The Value of Comparative Financial Statements

When analyzing income statements, having comparative financial data is incredibly valuable. Looking at this year’s data compared to last year’s, or comparing year-to-date figures, helps identify trends and variations. This approach can reveal how the business is evolving over time, whether it’s improving or facing challenges.

Changes expressed as percentages, rather than just raw numbers, offer even more clarity. Trends become more apparent when expressed in percentage terms, allowing decision-makers to quickly grasp the shifts in business performance.

Best Practices for Income Statements

Here are some of the best practices to keep in mind when preparing or analyzing income statements:

  • Separate Operating vs.

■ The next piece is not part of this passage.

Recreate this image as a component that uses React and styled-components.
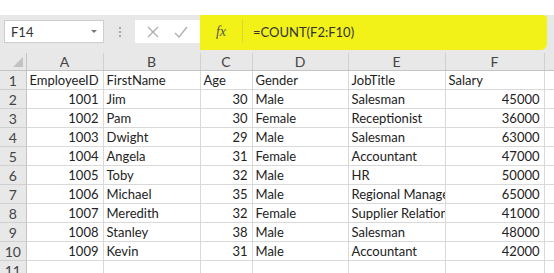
import React from "react";
import styled, { createGlobalStyle } from "styled-components";

const GlobalStyle = createGlobalStyle`
  body {
    margin: 0;
    background: #ffffff;
    overflow: hidden;
    font-family: "Lato", "Liberation Sans", sans-serif;
  }
`;

const Page = styled.div`
  width: 554px;
  height: 273px;
  padding-top: 15px;
  box-sizing: border-box;
  overflow: hidden;
`;

const Toolbar = styled.div`
  height: 38px;
  background: #e8e8e8;
  display: flex;
  align-items: flex-start;
  padding: 5px 0 0 4px;
  box-sizing: border-box;
`;

const NameBox = styled.div`
  width: 100px;
  height: 23px;
  background: #fff;
  border: 1px solid #cdcdcd;
  box-sizing: border-box;
  display: flex;
  align-items: center;
  justify-content: space-between;
  padding: 0 6px 0 6px;
  font-size: 13px;
  color: #333;
`;

const Arrow = styled.span`
  width: 0;
  height: 0;
  border-left: 3px solid transparent;
  border-right: 3px solid transparent;
  border-top: 3px solid #777;
`;

const Dots = styled.div`
  width: 31px;
  height: 23px;
  display: flex;
  flex-direction: column;
  align-items: center;
  justify-content: center;
  gap: 2px;
  & span {
    width: 2px;
    height: 2px;
    background: #a8a8a8;
  }
`;

const ActionBox = styled.div`
  width: 65px;
  height: 23px;
  background: #fff;
  display: flex;
  align-items: center;
  justify-content: space-around;
  padding: 0 4px;
  box-sizing: border-box;
`;

const Highlight = styled.div`
  flex: 1;
  margin-top: -5px;
  margin-right: 7px;
  height: 33px;
  background: #f2f218;
  display: flex;
  align-items: center;
  border-radius: 0 4px 6px 0;
  box-shadow: 0 2px 0 #f2f218;
`;

const FxBox = styled.div`
  width: 42px;
  height: 23px;
  display: flex;
  align-items: center;
  justify-content: center;
  border-right: 1px solid #d9d92a;
  font-family: "Liberation Serif", serif;
  font-style: italic;
  font-size: 14px;
  color: #555;
`;

const FormulaText = styled.div`
  padding-left: 10px;
  font-size: 13px;
  color: #333;
`;

const Sheet = styled.table`
  border-collapse: collapse;
  table-layout: fixed;
  width: 570px;
  font-size: 13px;
  color: #222;
`;

const ColHead = styled.th`
  height: 17px;
  padding: 0;
  background: #e8e8e8;
  border-right: 1px solid #d0d0d0;
  border-bottom: 1px solid #c4c4c4;
  font-weight: normal;
  font-size: 14px;
  color: #444;
  text-align: center;
  line-height: 16px;
`;

const Corner = styled.th`
  height: 17px;
  padding: 0;
  background: #e8e8e8;
  border-right: 1px solid #c4c4c4;
  border-bottom: 1px solid #c4c4c4;
  position: relative;
  &::after {
    content: "";
    position: absolute;
    right: 3px;
    bottom: 3px;
    border-left: 10px solid transparent;
    border-bottom: 10px solid #c2c2c2;
  }
`;

const RowHead = styled.td`
  height: 18px;
  padding: 0;
  background: #e8e8e8;
  border-right: 1px solid #c4c4c4;
  border-bottom: 1px solid #d0d0d0;
  text-align: center;
  font-size: 14px;
  color: #444;
`;

const Cell = styled.td`
  height: 18px;
  padding: 0 ${(p) => (p.$num ? "4px" : "3px")} 0 3px;
  border-right: 1px solid #d9d9d9;
  border-bottom: 1px solid #d9d9d9;
  white-space: nowrap;
  overflow: hidden;
  text-align: ${(p) => (p.$num ? "right" : "left")};
`;

const widths = [26, 77, 97, 52, 96, 97, 99, 26];
const letters = ["A", "B", "C", "D", "E", "F", ""];

const rows = [
  ["EmployeeID", "FirstName", "Age", "Gender", "JobTitle", "Salary"],
  [1001, "Jim", 30, "Male", "Salesman", 45000],
  [1002, "Pam", 30, "Female", "Receptionist", 36000],
  [1003, "Dwight", 29, "Male", "Salesman", 63000],
  [1004, "Angela", 31, "Female", "Accountant", 47000],
  [1005, "Toby", 32, "Male", "HR", 50000],
  [1006, "Michael", 35, "Male", "Regional Manager", 65000],
  [1007, "Meredith", 32, "Female", "Supplier Relations", 41000],
  [1008, "Stanley", 38, "Male", "Salesman", 48000],
  [1009, "Kevin", 31, "Male", "Accountant", 42000],
  ["", "", "", "", "", ""],
];

function App() {
  return (
    <Page>
      <GlobalStyle />
      <Toolbar>
        <NameBox>
          F14
          <Arrow />
        </NameBox>
        <Dots>
          <span />
          <span />
          <span />
        </Dots>
        <ActionBox>
          <svg width="14" height="14" viewBox="0 0 14 14">
            <path d="M2 2 L12 12 M12 2 L2 12" stroke="#b0b0b0" strokeWidth="1.4" fill="none" />
          </svg>
          <svg width="16" height="14" viewBox="0 0 16 14">
            <path d="M2 8 L6 12 L14 2" stroke="#b0b0b0" strokeWidth="1.4" fill="none" />
          </svg>
        </ActionBox>
        <Highlight>
          <FxBox>fx</FxBox>
          <FormulaText>=COUNT(F2:F10)</FormulaText>
        </Highlight>
      </Toolbar>
      <Sheet>
        <colgroup>
          {widths.map((w, i) => (
            <col key={i} style={{ width: w }} />
          ))}
        </colgroup>
        <thead>
          <tr>
            <Corner />
            {letters.map((l, i) => (
              <ColHead key={i}>{l}</ColHead>
            ))}
          </tr>
        </thead>
        <tbody>
          {rows.map((r, ri) => (
            <tr key={ri}>
              <RowHead>{ri + 1}</RowHead>
              {r.map((v, ci) => (
                <Cell key={ci} $num={typeof v === "number"}>
                  {v}
                </Cell>
              ))}
              <Cell />
            </tr>
          ))}
        </tbody>
      </Sheet>
    </Page>
  );
}

export default App;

Non-Operating Expenses : Distinguishing between operating and non-operating expenses helps clarify the core business activities.
  • Disclose Depreciation and Amortization : It’s important to show these figures explicitly to give a full picture of how business assets are aging and impacting financial results.
  • Present Comparative Financials : Showing current periods versus the same period last year, or year-to-date comparisons, provides essential context for performance evaluation.
  • Use Percentages to Show Trends : Percentages can highlight trends that raw numbers might obscure, offering a more digestible view of financial health.

What Do Stakeholders Want to See?

When preparing financial statements, always consider what an investor, manager, or lender might want to see and why. Financial statements are tools for understanding the current state of a business and how it’s running. They help answer key questions: Are resources being allocated efficiently? Are there areas that require cost-cutting or increased investment? By presenting clear, comparative, and detailed financial data, companies can provide stakeholders with a comprehensive view of their operations, ultimately supporting better decision-making.

By adopting these strategies for analyzing expenses and preparing income statements, businesses can gain deeper insights and enhance financial transparency.